Wow. This is depressing. Maybe I should buy a box of eclairs. I could use some emotional eating about now. The underpaid, overworked lady at the counter puts on the latex gloves while talking to a faceless voice. “Tell Simcha I can’t pick up Tohar from school today. Can Mazal pick him up? It’s a madhouse in here…” A surly, overweight baker with a bit of shirt peeking out from the oil stains brings out a fresh tray of sufganiyot just in time. Plenty of chocolate and butterscotch. Looks like everything’s coming up roses for ol’ Gilbert. I’ll get my lovely wife (who puts up with all my shit) a whole tray of gluten free sufganiyot. The whole fucking tray.

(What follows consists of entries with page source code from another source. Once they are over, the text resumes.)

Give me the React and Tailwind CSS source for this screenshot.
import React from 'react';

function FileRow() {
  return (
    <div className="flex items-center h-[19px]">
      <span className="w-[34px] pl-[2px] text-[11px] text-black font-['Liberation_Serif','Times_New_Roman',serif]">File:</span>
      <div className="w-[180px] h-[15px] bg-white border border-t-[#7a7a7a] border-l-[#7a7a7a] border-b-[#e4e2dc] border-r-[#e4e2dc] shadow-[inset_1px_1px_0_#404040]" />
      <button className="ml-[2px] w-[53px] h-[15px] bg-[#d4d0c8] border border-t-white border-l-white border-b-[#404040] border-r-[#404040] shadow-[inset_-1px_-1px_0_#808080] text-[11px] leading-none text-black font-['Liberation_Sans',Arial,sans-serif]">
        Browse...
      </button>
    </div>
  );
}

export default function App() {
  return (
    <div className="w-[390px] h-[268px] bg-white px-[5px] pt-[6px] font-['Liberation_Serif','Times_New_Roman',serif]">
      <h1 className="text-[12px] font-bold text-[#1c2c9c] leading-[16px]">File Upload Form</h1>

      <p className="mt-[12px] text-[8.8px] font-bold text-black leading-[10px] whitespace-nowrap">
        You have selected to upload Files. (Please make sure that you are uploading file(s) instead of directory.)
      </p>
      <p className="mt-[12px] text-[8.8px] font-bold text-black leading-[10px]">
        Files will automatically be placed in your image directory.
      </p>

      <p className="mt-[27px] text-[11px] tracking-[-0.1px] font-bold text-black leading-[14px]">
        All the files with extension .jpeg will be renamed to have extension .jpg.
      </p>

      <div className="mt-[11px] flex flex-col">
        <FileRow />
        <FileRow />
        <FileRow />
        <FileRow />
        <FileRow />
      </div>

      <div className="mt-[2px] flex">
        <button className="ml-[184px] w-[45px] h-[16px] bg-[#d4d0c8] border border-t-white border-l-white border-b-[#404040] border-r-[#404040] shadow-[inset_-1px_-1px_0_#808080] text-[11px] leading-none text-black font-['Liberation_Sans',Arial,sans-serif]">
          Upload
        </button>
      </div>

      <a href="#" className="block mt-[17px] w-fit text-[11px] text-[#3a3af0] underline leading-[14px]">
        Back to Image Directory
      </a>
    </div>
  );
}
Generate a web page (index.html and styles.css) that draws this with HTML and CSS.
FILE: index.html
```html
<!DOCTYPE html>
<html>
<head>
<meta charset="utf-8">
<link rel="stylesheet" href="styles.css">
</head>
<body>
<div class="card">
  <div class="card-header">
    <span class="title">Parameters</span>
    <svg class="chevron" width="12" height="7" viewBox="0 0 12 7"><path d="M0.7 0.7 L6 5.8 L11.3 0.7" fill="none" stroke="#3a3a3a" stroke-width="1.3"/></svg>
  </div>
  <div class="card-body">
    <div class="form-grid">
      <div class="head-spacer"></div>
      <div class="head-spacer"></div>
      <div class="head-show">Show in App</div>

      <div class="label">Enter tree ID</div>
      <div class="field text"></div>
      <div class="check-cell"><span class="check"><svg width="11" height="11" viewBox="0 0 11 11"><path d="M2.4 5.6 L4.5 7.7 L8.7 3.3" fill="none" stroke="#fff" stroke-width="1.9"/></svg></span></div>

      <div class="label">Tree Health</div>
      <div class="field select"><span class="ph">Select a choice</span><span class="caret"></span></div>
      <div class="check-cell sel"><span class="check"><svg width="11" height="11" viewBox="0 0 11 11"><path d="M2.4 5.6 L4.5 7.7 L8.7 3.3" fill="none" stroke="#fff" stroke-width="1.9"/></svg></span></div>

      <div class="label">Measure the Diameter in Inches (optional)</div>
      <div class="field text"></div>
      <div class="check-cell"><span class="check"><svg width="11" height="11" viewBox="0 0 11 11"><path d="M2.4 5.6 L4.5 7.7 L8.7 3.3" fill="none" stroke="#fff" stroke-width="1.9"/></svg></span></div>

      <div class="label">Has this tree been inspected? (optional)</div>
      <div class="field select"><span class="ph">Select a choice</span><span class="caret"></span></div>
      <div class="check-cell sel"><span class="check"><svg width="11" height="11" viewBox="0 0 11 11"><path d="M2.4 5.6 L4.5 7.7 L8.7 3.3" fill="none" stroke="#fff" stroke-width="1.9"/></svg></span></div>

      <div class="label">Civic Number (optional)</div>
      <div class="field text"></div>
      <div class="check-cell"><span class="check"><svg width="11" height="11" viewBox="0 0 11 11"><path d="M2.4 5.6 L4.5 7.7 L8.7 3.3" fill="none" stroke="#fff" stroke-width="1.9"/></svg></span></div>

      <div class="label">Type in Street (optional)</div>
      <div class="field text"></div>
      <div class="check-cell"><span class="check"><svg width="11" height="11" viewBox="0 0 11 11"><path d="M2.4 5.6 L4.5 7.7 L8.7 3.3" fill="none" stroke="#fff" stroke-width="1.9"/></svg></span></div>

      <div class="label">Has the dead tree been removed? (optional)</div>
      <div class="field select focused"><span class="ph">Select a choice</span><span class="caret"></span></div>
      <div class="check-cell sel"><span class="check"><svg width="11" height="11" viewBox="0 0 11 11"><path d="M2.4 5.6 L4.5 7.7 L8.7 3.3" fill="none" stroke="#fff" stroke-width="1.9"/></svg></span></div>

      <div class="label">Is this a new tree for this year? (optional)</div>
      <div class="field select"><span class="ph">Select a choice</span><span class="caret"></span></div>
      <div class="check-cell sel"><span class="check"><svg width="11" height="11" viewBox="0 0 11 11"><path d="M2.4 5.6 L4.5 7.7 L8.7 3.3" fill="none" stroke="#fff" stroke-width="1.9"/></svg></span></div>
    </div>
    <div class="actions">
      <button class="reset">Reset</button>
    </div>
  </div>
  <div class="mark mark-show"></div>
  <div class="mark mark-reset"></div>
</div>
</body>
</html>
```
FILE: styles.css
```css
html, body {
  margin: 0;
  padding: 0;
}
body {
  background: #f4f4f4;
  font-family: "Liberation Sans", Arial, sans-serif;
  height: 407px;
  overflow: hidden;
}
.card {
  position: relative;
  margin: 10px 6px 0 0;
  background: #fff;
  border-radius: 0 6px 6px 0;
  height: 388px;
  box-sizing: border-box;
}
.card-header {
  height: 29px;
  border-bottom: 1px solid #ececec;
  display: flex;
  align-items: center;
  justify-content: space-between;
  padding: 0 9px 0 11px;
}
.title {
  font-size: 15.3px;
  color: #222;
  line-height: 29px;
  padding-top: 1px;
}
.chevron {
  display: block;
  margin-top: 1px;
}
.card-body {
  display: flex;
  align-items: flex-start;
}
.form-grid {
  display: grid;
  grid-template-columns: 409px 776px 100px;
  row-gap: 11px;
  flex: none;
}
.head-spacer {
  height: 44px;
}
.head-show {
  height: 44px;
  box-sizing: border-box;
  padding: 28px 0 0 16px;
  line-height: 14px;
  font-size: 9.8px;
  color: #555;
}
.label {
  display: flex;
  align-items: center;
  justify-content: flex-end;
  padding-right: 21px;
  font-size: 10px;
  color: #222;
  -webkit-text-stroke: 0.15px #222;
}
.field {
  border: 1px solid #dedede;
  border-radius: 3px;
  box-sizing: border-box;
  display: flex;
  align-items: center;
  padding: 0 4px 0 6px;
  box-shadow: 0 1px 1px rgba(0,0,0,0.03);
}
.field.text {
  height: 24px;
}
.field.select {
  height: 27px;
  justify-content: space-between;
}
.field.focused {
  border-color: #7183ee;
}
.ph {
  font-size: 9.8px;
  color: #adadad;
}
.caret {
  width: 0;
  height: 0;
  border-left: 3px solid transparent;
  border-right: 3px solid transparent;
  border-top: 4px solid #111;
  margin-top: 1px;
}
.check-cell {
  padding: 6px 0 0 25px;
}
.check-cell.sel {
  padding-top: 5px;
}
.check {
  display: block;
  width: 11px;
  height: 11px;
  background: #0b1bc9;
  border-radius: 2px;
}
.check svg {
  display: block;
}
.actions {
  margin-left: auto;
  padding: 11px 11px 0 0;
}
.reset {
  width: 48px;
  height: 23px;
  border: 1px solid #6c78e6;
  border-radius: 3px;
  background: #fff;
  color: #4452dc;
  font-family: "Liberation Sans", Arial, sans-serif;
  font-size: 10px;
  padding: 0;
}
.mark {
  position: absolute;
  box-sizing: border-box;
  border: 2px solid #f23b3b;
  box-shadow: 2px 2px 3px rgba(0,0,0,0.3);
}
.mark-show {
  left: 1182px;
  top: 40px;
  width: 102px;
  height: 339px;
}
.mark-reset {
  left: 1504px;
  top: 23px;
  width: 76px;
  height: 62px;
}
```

What a gesture. I’ll be a hero. The husband she always dreamt of. Her knight in oily armor. How much? She doesn’t look up from the phone and says “7.5 nis each.” I don’t know why that number sounds so damn familiar.

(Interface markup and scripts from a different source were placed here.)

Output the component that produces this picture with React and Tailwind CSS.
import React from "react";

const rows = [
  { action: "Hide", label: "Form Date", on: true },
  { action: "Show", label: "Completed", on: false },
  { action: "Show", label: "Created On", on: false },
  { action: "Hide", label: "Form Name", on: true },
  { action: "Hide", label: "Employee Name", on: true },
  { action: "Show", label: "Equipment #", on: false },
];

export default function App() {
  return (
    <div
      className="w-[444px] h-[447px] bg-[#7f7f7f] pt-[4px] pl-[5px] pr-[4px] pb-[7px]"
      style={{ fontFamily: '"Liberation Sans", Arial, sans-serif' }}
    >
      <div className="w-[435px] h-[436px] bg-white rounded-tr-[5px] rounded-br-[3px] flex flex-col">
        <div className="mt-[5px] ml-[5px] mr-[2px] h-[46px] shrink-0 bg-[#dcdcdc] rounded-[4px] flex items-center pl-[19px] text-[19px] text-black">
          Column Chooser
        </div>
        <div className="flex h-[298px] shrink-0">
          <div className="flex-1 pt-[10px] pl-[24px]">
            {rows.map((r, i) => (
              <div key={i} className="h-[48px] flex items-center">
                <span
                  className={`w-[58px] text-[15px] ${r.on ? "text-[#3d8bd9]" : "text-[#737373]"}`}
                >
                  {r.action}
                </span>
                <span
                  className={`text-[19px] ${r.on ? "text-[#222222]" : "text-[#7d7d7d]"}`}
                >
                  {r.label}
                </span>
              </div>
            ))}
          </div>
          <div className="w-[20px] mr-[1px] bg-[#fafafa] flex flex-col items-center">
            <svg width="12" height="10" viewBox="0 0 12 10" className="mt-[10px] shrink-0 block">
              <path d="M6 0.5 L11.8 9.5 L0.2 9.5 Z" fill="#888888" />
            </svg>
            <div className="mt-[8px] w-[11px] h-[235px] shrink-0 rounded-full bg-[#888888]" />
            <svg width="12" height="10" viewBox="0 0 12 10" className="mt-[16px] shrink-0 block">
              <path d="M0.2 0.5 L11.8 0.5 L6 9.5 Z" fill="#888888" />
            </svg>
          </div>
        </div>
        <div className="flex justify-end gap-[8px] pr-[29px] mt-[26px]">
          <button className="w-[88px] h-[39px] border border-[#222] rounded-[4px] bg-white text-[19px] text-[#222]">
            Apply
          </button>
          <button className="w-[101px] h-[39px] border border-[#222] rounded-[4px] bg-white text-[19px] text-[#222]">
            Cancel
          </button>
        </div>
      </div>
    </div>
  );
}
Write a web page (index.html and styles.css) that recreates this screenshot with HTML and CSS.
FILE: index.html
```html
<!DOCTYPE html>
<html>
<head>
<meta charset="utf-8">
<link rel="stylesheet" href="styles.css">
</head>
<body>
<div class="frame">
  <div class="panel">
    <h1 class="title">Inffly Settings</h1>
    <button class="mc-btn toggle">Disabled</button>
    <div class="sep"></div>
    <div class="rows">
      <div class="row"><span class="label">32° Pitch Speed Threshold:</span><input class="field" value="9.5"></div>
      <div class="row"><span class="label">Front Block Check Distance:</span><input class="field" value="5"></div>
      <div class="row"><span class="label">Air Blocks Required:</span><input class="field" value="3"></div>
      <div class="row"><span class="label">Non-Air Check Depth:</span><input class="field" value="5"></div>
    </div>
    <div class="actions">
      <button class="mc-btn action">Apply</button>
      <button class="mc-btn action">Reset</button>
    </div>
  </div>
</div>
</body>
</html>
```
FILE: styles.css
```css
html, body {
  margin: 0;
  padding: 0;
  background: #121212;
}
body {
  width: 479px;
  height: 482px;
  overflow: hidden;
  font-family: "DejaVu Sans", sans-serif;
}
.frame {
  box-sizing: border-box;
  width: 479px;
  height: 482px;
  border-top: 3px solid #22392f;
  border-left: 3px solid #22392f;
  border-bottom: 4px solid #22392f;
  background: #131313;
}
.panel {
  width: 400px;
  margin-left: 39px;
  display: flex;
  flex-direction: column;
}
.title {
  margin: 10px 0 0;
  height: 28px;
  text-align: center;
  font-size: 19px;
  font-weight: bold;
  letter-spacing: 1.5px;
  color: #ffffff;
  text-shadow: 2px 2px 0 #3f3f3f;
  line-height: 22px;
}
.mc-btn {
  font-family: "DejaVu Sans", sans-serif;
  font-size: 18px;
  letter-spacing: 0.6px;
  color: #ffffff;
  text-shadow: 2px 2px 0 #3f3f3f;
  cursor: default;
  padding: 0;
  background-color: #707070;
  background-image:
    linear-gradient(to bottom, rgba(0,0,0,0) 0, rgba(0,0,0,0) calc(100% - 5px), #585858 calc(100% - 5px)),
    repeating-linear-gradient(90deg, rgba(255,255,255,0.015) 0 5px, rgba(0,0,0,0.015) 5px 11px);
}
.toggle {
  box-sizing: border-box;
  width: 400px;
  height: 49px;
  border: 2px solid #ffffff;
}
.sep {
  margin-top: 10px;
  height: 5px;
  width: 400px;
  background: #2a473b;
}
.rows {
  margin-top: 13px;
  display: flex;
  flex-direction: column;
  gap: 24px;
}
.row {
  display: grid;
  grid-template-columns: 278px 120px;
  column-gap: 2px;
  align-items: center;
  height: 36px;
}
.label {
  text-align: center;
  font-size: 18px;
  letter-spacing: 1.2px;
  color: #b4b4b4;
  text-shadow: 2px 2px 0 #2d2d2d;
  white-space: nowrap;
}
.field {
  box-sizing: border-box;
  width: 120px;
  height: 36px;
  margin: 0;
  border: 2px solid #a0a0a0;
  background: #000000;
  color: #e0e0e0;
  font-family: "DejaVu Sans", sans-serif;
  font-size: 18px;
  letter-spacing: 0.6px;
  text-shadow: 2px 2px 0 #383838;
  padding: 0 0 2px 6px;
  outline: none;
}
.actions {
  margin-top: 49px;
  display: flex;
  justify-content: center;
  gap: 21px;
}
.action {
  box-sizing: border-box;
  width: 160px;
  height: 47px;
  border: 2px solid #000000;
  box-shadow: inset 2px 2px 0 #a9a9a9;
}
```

“You never listen.” She says as she finishes off the second gluten-free sufganiya. “Look. Look inside. They don’t even fill it up with jam on the INSIDE! Cheap bastards.” It all comes back to me. Like a montage in a really bad film. Fragments. Of that conversation. Of how she stood in line for gluten-free sufganiyot on Thursday last. Of how little jam there was on the inside and how expensive it was. 7.5 shekels rings through my ears. I’ll never eat anything from there again. I’m an idiot. A total idiot. Only I could manage to turn a surprise gift of sufganiyot into a damning expose on my incompetence as a human and a husband.
“But I love you anyway, even if you don’t…” Don’t what? Wait a second! I’ve got it! I just need to open with the drum solo and the fuckin’ movie is a hit. I’m a genius!